Contrast this with the nomination of Abraham Lincoln. The political front runners were assured of the first ballot votes of the delegations from their own states. All of the participants were involved, informed and engaged. There were no primaries at all. The nominee was not decided until many ballots had been cast. (In fact, the most ballots ever cast in a nominating convention was 103, in 1924.) None of the front runners won the nomination.

Let's think a moment about what the current process gets us. Potential candidates must test the waters to see if there is enough 'public' support for thier candidacy. This of course means that they are finding out if there are any donors for their cause. Possibly a dozen will determine that they might take the chance. The media begins to focus on the candidates, looking for any personality quirks, foibles, or gaffes. Any sentence uttered could mean instant doom to their chances. Little attention is paid to the ideas involved. Much attention is paid to how much their grooming or clothing costs.

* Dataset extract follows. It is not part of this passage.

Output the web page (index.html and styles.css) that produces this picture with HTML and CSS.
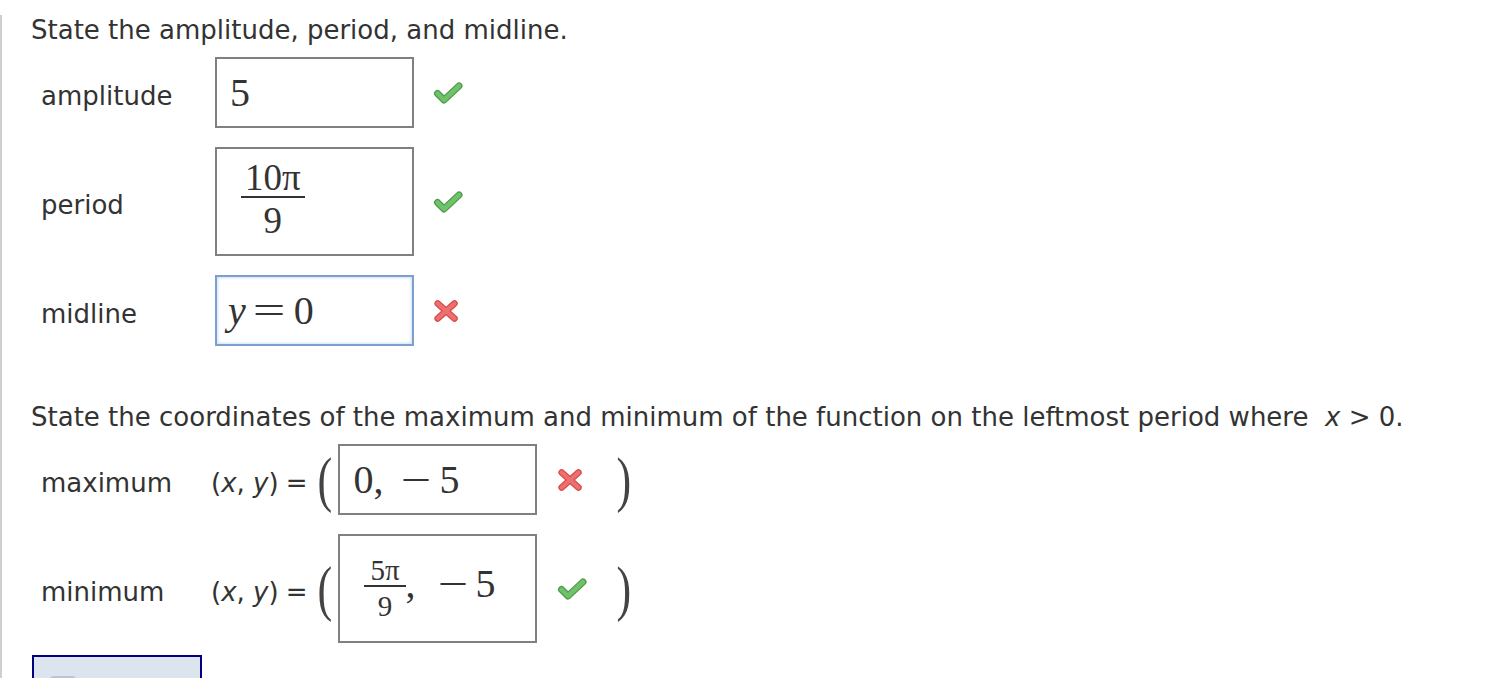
FILE: index.html
```html
<!DOCTYPE html>
<html lang="en">
<head>
    <meta charset="UTF-8">
    <meta name="viewport" content="width=device-width, initial-scale=1.0">
    <title>Amplitude, period and midline</title>
    <link rel="stylesheet" href="styles.css">
</head>
<body>
    <div class="page">
        <p class="prompt">State the amplitude, period, and midline.</p>

        <div class="row first">
            <span class="label">amplitude</span>
            <div class="answer"><span class="math">5</span></div>
            <span class="mark">
                <svg viewBox="0 0 30 24" width="30" height="24"><path d="M4.5 12.5 L11 19 L26 5" class="ok-edge"/><path d="M4.5 12.5 L11 19 L26 5" class="ok-fill"/></svg>
            </span>
        </div>

        <div class="row">
            <span class="label">period</span>
            <div class="answer tall">
                <span class="math frac">
                    <span class="num">10π</span>
                    <span class="den">9</span>
                </span>
            </div>
            <span class="mark">
                <svg viewBox="0 0 30 24" width="30" height="24"><path d="M4.5 12.5 L11 19 L26 5" class="ok-edge"/><path d="M4.5 12.5 L11 19 L26 5" class="ok-fill"/></svg>
            </span>
        </div>

        <div class="row">
            <span class="label">midline</span>
            <div class="answer active"><span class="math"><i class="var">y</i><span class="rel">=</span>0</span></div>
            <span class="mark">
                <svg viewBox="0 0 30 26" width="28" height="26"><path d="M5 5 L23 21 M23 5 L5 21" class="bad-edge"/><path d="M5 5 L23 21 M23 5 L5 21" class="bad-fill"/></svg>
            </span>
        </div>

        <p class="prompt second">State the coordinates of the maximum and minimum of the function on the leftmost period where &nbsp;<i>x</i> &gt; 0.</p>

        <div class="row first">
            <span class="label point">maximum</span>
            <span class="pair">(<i>x</i>, <i>y</i>)<span class="eq">=</span></span>
            <span class="paren">(</span>
            <div class="answer wide"><span class="math">0,<span class="op">−</span>5</span></div>
            <span class="mark">
                <svg viewBox="0 0 30 26" width="28" height="26"><path d="M5 5 L23 21 M23 5 L5 21" class="bad-edge"/><path d="M5 5 L23 21 M23 5 L5 21" class="bad-fill"/></svg>
            </span>
            <span class="paren close">)</span>
        </div>

        <div class="row">
            <span class="label point">minimum</span>
            <span class="pair">(<i>x</i>, <i>y</i>)<span class="eq">=</span></span>
            <span class="paren">(</span>
            <div class="answer wide tall">
                <span class="math frac small">
                    <span class="num">5π</span>
                    <span class="den">9</span>
                </span>
                <span class="math tail">,<span class="op gap">−</span>5</span>
            </div>
            <span class="mark">
                <svg viewBox="0 0 30 24" width="30" height="24"><path d="M4.5 12.5 L11 19 L26 5" class="ok-edge"/><path d="M4.5 12.5 L11 19 L26 5" class="ok-fill"/></svg>
            </span>
            <span class="paren close">)</span>
        </div>

        <div class="submit"><span class="submit-icon"></span></div>
    </div>
</body>
</html>
```

FILE: styles.css
```css
/* General Styling */
body {
    font-family: "DejaVu Sans", Verdana, sans-serif;
    margin: 0;
    padding: 0;
    background-color: #fff;
    color: #333;
    overflow: hidden;
}

.page {
    min-height: 100vh;
    box-sizing: border-box;
    border-left: 2px solid #cfcfcf;
    padding-left: 29px;
}

.prompt {
    margin: 15px 0 0;
    font-size: 26px;
    line-height: 30px;
}

.prompt.second {
    margin-top: 56px;
}

/* Answer rows */
.row {
    display: flex;
    align-items: center;
    padding-left: 10px;
    margin-top: 19px;
}

.row.first {
    margin-top: 12px;
}

.label {
    width: 174px;
    font-size: 26px;
    line-height: 30px;
    padding-top: 7px;
}

.label.point {
    width: 170px;
}

.pair {
    font-size: 26px;
    line-height: 30px;
    padding-top: 7px;
}

.pair .eq {
    margin-left: 7px;
}

.paren {
    display: inline-block;
    width: 14px;
    margin-left: 10px;
    font-family: "Liberation Serif", "Times New Roman", serif;
    font-size: 44px;
    line-height: 1;
    text-align: center;
    color: #444;
    transform: scaleY(1.4);
}

.paren.close {
    margin-left: 29px;
}

.answer {
    box-sizing: border-box;
    width: 199px;
    height: 71px;
    border: 2px solid #808080;
    display: flex;
    align-items: center;
    padding-left: 13px;
    background-color: #fff;
}

.answer.tall {
    height: 109px;
}

.answer.wide {
    margin-left: 7px;
}

.answer.active {
    border-color: #7c9fce;
    box-shadow: inset 0 0 3px 1px #cfe0f5;
}

/* Math */
.math {
    font-family: "Liberation Serif", "Times New Roman", serif;
    font-size: 40px;
    line-height: 1;
    color: #333;
}

.var {
    margin-left: -2px;
}

.rel {
    display: inline-block;
    width: 32px;
    margin: 0 9px 0 7px;
    text-align: center;
    transform: scaleX(1.45);
}

.op {
    display: inline-block;
    width: 26px;
    margin: 0 10px 0 20px;
    text-align: center;
    transform: scaleX(1.35);
}

.op.gap {
    margin-left: 24px;
}

.frac {
    display: inline-flex;
    flex-direction: column;
    align-items: stretch;
    margin-left: 11px;
    padding-bottom: 5px;
    font-size: 37px;
}

.frac .num {
    padding: 0 4px;
    text-align: center;
    border-bottom: 2px solid #333;
}

.frac .den {
    padding-top: 4px;
    text-align: center;
}

.frac.small {
    font-size: 29px;
    padding-bottom: 0;
}

.frac.small .num {
    padding: 0 6px;
}

.frac.small .den {
    padding-top: 5px;
}

.tail {
    padding-bottom: 9px;
}

/* Feedback marks */
.mark {
    display: flex;
    width: 30px;
    margin-left: 19px;
}

.wide + .mark {
    margin-left: 20px;
}

.mark path {
    fill: none;
    stroke-linecap: round;
    stroke-linejoin: round;
}

.ok-edge {
    stroke: #4e9a4a;
    stroke-width: 7;
}

.ok-fill {
    stroke: #6fc26a;
    stroke-width: 4.5;
}

.bad-edge {
    stroke: #d84a4a;
    stroke-width: 7;
}

.bad-fill {
    stroke: #ee6f6f;
    stroke-width: 4.5;
}

/* Submit button (cut off at the bottom) */
.submit {
    box-sizing: border-box;
    width: 170px;
    height: 48px;
    margin: 12px 0 0 1px;
    border: 2px solid #000080;
    background-color: #dce5ee;
}

.submit-icon {
    display: block;
    width: 26px;
    height: 18px;
    margin: 19px 0 0 16px;
    border-radius: 4px;
    background-color: #b9c5d3;
}
```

In campaigns recently past there may be three states whose delegates will be chosen by popular vote. Iowa will hold a caucus where sleepy Iowans will gather at caucuses around the state and cast votes that are non-binding (except in the mind of campaign financers). Then, typically it is off to New Hampshire, where a real presidential primary will occur. This election features the ability of voters to vote in the other party's primary. So we have the prospect of voter's whose candidate is reasonably certain taking advantage of the opportunity to select their candidate's opponent. Next it has been "off to South Carolina" or "Super Tuesday" or whatever. The next stop is usually the last for ever candidate except the nominee. So, as a general rule, the delegates to the national convention are going to a party. The voters of possibly three states get to do the job that formerly took the delegates of fifty states many rounds of voting to do. Delegates that were picked by millions of Americans to represent their states at the national convention have been stripped of every value that this process used to provide and now are reduced to a cheering backdrop for a candidate that was picked by large donors betting that their contributions are buying the ear of a President.